Work to complete — Gather all lines in the data that hold the string "with".

Data in this exercise —

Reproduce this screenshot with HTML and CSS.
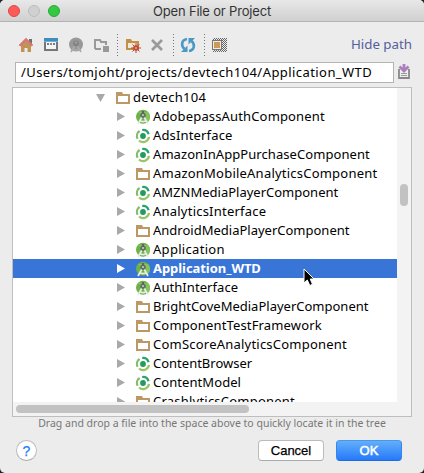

---

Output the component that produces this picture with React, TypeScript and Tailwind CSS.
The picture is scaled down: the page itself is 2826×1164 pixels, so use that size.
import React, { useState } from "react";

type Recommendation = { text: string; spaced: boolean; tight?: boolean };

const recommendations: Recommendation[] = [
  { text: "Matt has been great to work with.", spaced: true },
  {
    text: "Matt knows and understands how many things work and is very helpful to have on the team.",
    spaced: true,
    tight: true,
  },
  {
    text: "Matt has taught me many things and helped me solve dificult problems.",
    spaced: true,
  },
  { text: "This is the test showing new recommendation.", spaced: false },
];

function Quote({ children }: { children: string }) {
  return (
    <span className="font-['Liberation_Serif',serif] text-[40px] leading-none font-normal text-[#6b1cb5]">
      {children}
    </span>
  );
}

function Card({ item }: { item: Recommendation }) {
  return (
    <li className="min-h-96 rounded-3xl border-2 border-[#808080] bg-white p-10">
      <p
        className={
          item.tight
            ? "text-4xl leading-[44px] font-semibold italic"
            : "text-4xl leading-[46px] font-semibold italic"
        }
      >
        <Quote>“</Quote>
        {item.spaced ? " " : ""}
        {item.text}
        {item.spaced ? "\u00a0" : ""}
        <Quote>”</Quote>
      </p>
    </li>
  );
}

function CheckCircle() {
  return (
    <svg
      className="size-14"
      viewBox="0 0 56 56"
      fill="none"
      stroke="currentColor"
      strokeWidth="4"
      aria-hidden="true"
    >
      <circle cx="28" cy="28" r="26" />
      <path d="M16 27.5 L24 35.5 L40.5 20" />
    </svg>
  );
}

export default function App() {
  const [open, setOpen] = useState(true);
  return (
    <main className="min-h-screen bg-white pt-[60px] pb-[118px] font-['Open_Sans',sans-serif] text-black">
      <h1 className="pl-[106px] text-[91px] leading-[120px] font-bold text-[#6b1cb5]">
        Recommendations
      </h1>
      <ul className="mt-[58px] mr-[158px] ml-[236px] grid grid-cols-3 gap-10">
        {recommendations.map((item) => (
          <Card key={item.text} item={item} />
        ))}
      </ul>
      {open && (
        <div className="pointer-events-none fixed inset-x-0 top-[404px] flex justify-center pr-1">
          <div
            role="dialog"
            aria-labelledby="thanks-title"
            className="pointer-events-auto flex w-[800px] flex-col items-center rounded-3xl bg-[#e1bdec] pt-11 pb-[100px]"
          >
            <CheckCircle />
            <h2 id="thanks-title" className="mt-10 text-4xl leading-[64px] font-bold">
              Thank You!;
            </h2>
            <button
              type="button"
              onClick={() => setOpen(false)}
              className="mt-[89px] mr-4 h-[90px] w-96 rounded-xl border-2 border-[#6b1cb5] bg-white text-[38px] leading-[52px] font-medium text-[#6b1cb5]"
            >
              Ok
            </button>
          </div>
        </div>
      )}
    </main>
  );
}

--

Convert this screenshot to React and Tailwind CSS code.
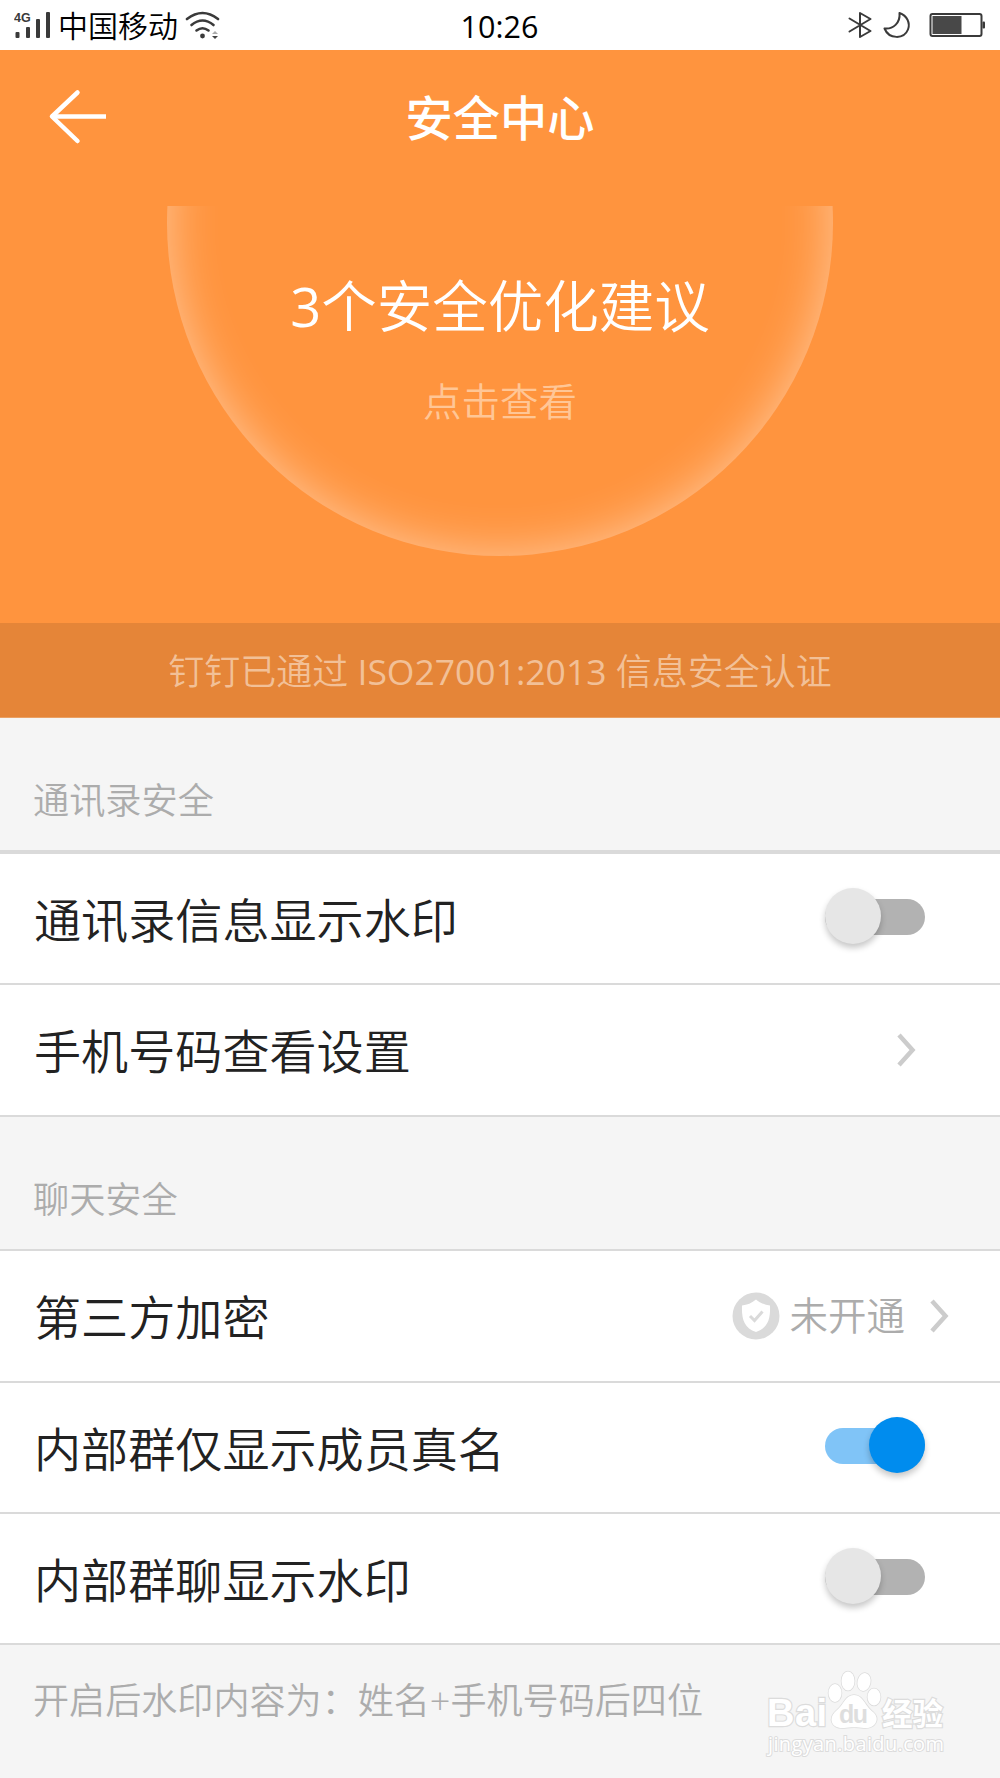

Exercise response —
Reproduce this screenshot with HTML and CSS.
Output the component that produces this picture with React, TypeScript and Tailwind CSS.
  { text: "Matt has been great to work with.", spaced: true },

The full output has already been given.